We believe the council also saw the plan as a lever towards getting its highly-desired Darlington Northern Link Road (DNLR), which will connect the A167 with the A1150 and take through-traffic out of the town.

 

Intriguingly, Tees Valley Mayor Baron Houchen of High Leven told BBC radio in August, 2025 that Darlington Council had “signed off” on a plan to take this road south of the woods. That’s where the garden village road will run. Thus the quiet, rural road would, instead, become the busy new bypass, with all the dangers to residents and wildlife that implies. After SWAG's inquiries, Darlington Council's cabinet meeting was told he was wrong but he has yet to admit it.

The Government has already allocated £250 million for the bypass, so if Lord Houchen is correct, the developers would have no need to shell out millions for their own road. They, of course, could afford it as they will make squillions from the garden village house sales. Not that they need it. Martin Corney and Ian Waller, the directors of Theakston Estates Ltd, the garden village developer, already have lucrative projects in Tees Valley, most notably the 90 percent shareholding in Teesworks-Freeport, gifted to them by Lord Houchen.

Skerningham Plantation, affectionately known locally as Skunny woods at one end, and Hutton Plantation at the other, with the Skerningham Community Woodland now linking these veteran woodlands together, are not protected in the Local Plan, the council’s main guide when it comes to deciding planning applications.  

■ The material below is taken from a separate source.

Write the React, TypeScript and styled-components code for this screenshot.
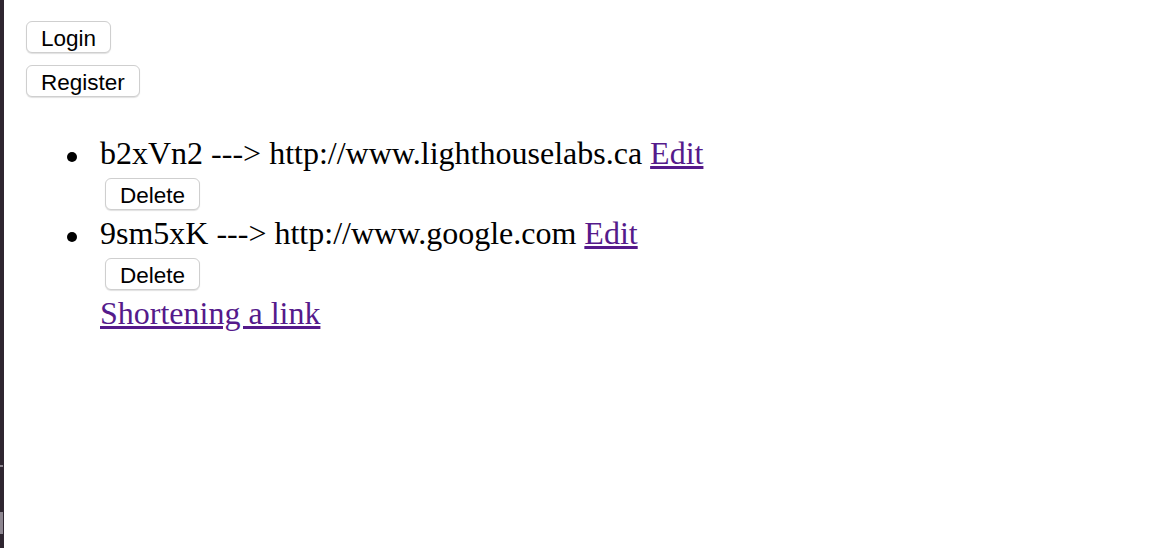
import React from "react";
import styled, { createGlobalStyle } from "styled-components";

const GlobalStyle = createGlobalStyle`
  html, body { margin: 0; padding: 0; background: #ffffff; }
  body { font-family: "Liberation Serif", "Times New Roman", serif; color: #000; }
`;

const Frame = styled.div`
  display: flex;
  min-height: 548px;
`;

const EdgeStrip = styled.div`
  position: relative;
  width: 4px;
  flex: 0 0 4px;
  min-height: 548px;
  background: #2e2530;
`;

const EdgeMark = styled.div<{ $top: number; $h: number }>`
  position: absolute;
  left: 0;
  top: ${(p) => p.$top}px;
  width: 3px;
  height: ${(p) => p.$h}px;
  background: #8d8690;
`;

const Main = styled.main`
  flex: 1;
  padding: 21px 0 0 22px;
`;

const AuthStack = styled.div`
  display: flex;
  flex-direction: column;
  align-items: flex-start;
  gap: 12px;
`;

const Button = styled.button`
  height: 32px;
  padding: 4px 14px 0;
  font-family: "Liberation Sans", Arial, sans-serif;
  font-size: 22.5px;
  color: #000;
  background: #ffffff;
  border: 1px solid #cfcfcf;
  border-radius: 6px;
  box-shadow: 0 1px 1px rgba(0, 0, 0, 0.12);
  line-height: 1;
  cursor: pointer;
`;

const DeleteButton = styled(Button)`
  display: block;
  margin: 6px 0 5px 5px;
`;

const UrlList = styled.ul`
  margin: 38px 0 0 0;
  padding: 0 0 0 74px;
  list-style: none;
  font-size: 32px;
  line-height: 37px;
`;

const UrlItem = styled.li`
  position: relative;
  &::before {
    content: "";
    position: absolute;
    left: -33px;
    top: 17px;
    width: 10px;
    height: 10px;
    border-radius: 50%;
    background: #000;
  }
`;

const Link = styled.a`
  color: #551a8b;
  text-decoration: underline;
`;

const Footer = styled.div`
  padding-left: 74px;
  font-size: 32px;
  line-height: 37px;
`;

const urls = [
  { id: "b2xVn2", long: "http://www.lighthouselabs.ca" },
  { id: "9sm5xK", long: "http://www.google.com" },
];

export default function App() {
  return (
    <>
      <GlobalStyle />
      <Frame>
        <EdgeStrip>
          <EdgeMark $top={465} $h={2} />
          <EdgeMark $top={512} $h={22} />
        </EdgeStrip>
        <Main>
          <AuthStack>
            <Button>Login</Button>
            <Button>Register</Button>
          </AuthStack>
          <UrlList>
            {urls.map((u) => (
              <UrlItem key={u.id}>
                {u.id} ---&gt; {u.long} <Link href="#">Edit</Link>
                <DeleteButton>Delete</DeleteButton>
              </UrlItem>
            ))}
          </UrlList>
          <Footer>
            <Link href="#">Shortening a link</Link>
          </Footer>
        </Main>
      </Frame>
    </>
  );
}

Skerningham Community Woodland was developed with the help of forestry grants and opened in 2004 as an addition to the Tees Forest. It is nestled between the two older woods which are both Priority Habitat Deciduous Woodlands.  There are rare black poplars in the community woodland surround the grave of local naturalist David Green and SWAG has had Tree Preservation Orders placed on them.

The entire woodland is listed as a large nature reserve on the Council’s website. The older sections are classified by DEFRA, the Department for Environment, Food and Rural Affairs, as “Priority Habitat Deciduous Woodland”.


But back to that road. Concentrate as the yarn gets knottier. The Government’s garden village rules say local people must have a meaningful say, from design stage to delivery. And the Government’s “National Model Design Code” says something similar.  The “Design Code” is a document each council draws up to ensure planned buildings suit the local environment and maintain certain standards.

Many public workshops were held so that local people could have a say over the Skerningham Garden Village Design Code. People were very pleased to see that they had been listened to because the first draft said the local distributor road “will be aligned to avoid the existing Skerningham Plantation and being visible from the river Skerne”.  As the process continued, however, the words “as far as possible” were inserted at the developers’ behest.  When this was questioned, after the local elections, residents were told that to reinstate the original wording would be unlawful.

Here is an example of what the Deputy Leader of Darlington Council Chris McEwan, who is also Cabinet Member for Economy, has been telling residents: “ As I have said before, the policy requirement is that a local distributor road is provided.  In Policy H10 of the Local Plan, regarding the distributor road it states: ‘Precise details of the road and development access points, together with a timetable for its implementation, shall be agreed with the Council as part of the comprehensive masterplan, infrastructure phasing plan and any future planning applications for the site.’ If, as this detailed work comes forward, the only technically achievable route affected some of the wood, then by stating in the design code that the wood would not be affected would be in direct conflict with the Local Plan policy requirement which de facto would be against the Town and Country Planning (Local Planning) Regulations 2012. There is case law in this respect. Such a conflict could be challengeable in the Courts, a case the Council I am advised would not win. Consequently, I could not recommend anything to Council which I believe to be unlawful and subject to challenge as I believe this would incur costs against the Council and would be overturned.”

As we say above, the Tees Valley Mayor appears to believe that all such complex legal entanglement is irrelevant as Darlington Council has “written off on” an intention to build a bypass rather than a village road. This was not in the Skerningham masterplan or the Design Code so, presumably, public consultation will have to start all over again.